# start of Available data

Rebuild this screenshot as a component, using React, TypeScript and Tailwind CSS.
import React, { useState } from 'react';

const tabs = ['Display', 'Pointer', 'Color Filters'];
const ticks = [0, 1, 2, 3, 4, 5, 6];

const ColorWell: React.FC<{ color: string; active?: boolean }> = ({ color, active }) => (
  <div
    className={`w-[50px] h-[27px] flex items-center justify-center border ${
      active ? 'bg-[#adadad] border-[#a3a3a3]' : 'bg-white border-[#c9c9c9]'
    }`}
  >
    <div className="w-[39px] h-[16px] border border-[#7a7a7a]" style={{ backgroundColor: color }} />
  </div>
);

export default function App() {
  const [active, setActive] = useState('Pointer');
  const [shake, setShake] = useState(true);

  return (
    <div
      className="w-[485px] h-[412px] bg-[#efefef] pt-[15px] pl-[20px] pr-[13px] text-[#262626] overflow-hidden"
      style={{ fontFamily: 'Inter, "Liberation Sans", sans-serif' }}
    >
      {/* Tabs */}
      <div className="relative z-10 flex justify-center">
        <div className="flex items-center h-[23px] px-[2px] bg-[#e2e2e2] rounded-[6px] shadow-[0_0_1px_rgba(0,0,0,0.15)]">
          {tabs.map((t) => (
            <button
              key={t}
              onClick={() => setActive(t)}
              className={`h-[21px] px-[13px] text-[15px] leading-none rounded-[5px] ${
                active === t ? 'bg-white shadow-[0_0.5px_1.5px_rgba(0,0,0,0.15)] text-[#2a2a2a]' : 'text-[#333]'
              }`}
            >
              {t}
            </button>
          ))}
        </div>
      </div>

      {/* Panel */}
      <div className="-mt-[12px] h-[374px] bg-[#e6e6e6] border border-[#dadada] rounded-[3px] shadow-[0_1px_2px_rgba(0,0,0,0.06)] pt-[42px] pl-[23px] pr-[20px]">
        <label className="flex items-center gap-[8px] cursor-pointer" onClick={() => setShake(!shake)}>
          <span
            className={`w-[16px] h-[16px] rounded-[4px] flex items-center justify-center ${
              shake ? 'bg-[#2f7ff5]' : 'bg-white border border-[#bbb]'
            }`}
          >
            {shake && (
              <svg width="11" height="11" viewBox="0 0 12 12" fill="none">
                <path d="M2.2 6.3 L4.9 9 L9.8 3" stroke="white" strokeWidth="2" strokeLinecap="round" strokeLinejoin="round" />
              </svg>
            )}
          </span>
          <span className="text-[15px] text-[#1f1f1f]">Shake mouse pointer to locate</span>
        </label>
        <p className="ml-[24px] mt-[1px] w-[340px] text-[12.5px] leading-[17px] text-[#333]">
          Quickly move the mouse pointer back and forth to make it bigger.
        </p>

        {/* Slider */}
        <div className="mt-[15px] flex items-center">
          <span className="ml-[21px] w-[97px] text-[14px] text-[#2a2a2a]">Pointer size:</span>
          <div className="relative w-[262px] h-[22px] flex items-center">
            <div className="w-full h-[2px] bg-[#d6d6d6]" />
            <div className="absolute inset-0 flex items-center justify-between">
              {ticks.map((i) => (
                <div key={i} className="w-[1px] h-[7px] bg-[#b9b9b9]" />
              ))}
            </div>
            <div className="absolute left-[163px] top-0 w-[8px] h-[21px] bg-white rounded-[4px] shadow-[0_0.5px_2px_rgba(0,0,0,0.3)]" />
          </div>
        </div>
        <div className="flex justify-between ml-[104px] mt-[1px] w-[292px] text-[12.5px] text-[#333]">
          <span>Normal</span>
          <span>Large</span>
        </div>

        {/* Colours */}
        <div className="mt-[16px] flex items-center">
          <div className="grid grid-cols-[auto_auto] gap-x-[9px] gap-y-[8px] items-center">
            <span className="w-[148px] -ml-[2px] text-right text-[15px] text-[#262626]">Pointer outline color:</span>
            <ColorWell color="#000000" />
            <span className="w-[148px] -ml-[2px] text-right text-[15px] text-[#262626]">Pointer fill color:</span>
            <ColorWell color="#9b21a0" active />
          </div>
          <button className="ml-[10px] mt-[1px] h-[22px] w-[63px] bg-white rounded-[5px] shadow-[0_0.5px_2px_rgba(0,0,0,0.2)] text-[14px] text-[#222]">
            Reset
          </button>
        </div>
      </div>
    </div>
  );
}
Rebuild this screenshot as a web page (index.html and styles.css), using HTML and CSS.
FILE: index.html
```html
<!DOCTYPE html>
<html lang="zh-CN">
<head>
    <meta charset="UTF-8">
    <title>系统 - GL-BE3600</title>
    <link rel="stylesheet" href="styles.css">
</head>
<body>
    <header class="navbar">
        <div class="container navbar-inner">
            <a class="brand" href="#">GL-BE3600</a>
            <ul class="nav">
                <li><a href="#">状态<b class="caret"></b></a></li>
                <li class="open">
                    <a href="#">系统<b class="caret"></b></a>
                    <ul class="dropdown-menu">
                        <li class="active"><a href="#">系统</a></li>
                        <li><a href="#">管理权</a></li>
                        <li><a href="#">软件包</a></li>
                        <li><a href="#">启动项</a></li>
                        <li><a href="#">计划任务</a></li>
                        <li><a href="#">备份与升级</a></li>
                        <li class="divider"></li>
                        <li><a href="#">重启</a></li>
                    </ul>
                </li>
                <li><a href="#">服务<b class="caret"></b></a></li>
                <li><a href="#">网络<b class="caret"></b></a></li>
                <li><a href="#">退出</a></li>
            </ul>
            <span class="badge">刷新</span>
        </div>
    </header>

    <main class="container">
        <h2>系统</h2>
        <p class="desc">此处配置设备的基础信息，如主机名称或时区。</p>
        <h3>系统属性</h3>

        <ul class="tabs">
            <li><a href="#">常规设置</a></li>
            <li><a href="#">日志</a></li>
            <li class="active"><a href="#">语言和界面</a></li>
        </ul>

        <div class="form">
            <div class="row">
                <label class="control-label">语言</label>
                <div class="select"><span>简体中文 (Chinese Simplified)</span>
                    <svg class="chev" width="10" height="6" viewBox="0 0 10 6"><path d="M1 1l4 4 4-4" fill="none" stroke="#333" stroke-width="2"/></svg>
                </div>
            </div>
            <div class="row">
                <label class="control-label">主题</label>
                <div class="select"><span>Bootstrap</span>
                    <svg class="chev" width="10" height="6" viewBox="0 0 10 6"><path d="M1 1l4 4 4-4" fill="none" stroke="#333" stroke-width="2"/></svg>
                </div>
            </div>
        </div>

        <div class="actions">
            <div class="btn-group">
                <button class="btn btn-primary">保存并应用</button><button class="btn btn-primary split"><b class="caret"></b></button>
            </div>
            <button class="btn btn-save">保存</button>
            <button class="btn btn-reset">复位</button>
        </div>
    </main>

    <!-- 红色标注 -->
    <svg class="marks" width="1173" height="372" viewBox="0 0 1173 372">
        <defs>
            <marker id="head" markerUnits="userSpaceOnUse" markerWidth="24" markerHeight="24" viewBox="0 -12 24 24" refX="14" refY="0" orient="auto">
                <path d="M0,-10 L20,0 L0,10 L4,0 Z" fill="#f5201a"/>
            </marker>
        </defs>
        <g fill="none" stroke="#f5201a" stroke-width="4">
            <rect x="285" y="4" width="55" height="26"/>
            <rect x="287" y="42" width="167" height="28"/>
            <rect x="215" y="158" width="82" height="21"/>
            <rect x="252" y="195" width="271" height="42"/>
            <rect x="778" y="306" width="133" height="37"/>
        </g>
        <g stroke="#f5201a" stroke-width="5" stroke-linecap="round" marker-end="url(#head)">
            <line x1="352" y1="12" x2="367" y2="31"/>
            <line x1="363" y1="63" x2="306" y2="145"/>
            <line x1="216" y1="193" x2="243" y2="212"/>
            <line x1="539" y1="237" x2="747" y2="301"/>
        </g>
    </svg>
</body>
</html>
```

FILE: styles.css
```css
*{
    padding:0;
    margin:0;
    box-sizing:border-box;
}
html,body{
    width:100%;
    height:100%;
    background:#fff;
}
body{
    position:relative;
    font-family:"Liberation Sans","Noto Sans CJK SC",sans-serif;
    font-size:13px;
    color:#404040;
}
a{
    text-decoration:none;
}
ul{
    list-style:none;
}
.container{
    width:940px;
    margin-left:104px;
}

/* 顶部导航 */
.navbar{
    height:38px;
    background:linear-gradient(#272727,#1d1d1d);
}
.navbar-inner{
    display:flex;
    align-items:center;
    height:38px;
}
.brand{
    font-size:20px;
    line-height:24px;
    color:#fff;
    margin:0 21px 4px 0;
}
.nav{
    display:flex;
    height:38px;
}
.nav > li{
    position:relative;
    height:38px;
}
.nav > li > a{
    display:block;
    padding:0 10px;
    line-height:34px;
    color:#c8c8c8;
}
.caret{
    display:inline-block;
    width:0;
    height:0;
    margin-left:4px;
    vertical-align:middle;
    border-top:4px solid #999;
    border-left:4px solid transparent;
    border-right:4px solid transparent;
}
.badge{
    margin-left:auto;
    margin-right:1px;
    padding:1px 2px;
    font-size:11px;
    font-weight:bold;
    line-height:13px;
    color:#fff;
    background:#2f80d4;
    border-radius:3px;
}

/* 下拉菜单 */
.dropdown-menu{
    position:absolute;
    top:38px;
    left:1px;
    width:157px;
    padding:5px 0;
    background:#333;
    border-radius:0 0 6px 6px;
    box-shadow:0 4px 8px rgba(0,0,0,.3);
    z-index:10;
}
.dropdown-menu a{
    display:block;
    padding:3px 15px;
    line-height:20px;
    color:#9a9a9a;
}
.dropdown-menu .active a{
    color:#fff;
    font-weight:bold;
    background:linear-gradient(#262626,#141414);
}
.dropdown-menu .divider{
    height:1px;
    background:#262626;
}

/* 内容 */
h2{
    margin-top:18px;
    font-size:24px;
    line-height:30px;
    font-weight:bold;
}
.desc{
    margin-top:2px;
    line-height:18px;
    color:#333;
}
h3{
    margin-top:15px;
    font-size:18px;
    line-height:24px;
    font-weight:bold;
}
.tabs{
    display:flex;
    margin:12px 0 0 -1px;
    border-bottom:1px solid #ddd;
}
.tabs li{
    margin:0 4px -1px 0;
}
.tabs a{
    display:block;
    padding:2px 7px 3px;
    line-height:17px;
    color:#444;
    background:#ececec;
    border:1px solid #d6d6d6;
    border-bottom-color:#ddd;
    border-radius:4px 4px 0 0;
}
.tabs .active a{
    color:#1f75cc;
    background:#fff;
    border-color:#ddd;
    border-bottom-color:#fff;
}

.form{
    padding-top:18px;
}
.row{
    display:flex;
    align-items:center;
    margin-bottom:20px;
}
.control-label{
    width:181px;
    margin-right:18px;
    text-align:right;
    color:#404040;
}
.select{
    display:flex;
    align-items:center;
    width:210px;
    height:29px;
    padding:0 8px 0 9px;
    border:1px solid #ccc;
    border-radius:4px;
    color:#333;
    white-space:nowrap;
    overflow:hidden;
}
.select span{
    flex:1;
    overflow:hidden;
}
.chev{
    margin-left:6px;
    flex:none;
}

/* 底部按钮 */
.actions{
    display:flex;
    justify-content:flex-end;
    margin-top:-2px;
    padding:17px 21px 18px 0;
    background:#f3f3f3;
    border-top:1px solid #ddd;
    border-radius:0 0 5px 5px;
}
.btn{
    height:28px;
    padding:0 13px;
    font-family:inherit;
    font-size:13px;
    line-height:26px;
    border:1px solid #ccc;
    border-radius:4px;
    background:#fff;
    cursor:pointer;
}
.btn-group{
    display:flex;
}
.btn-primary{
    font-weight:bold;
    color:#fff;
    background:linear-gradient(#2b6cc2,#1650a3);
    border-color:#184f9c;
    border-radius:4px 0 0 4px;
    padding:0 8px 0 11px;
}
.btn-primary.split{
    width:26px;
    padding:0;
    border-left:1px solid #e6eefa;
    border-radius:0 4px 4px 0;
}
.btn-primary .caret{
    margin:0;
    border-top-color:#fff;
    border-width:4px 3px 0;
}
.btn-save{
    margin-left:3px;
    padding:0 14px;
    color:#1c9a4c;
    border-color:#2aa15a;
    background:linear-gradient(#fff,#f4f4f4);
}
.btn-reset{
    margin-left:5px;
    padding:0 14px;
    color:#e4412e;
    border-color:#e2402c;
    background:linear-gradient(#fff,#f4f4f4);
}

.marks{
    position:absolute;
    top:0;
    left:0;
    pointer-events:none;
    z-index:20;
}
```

# end of Available data

**Request**
Starting at the first line of the data above, please restate word for word every line up to and including the one that holds "const ticks = [0, 1, 2, 3, 4, 5, 6];", and add nothing else.

**Answer to the task**
Rebuild this screenshot as a component, using React, TypeScript and Tailwind CSS.
import React, { useState } from 'react';

const tabs = ['Display', 'Pointer', 'Color Filters'];
const ticks = [0, 1, 2, 3, 4, 5, 6];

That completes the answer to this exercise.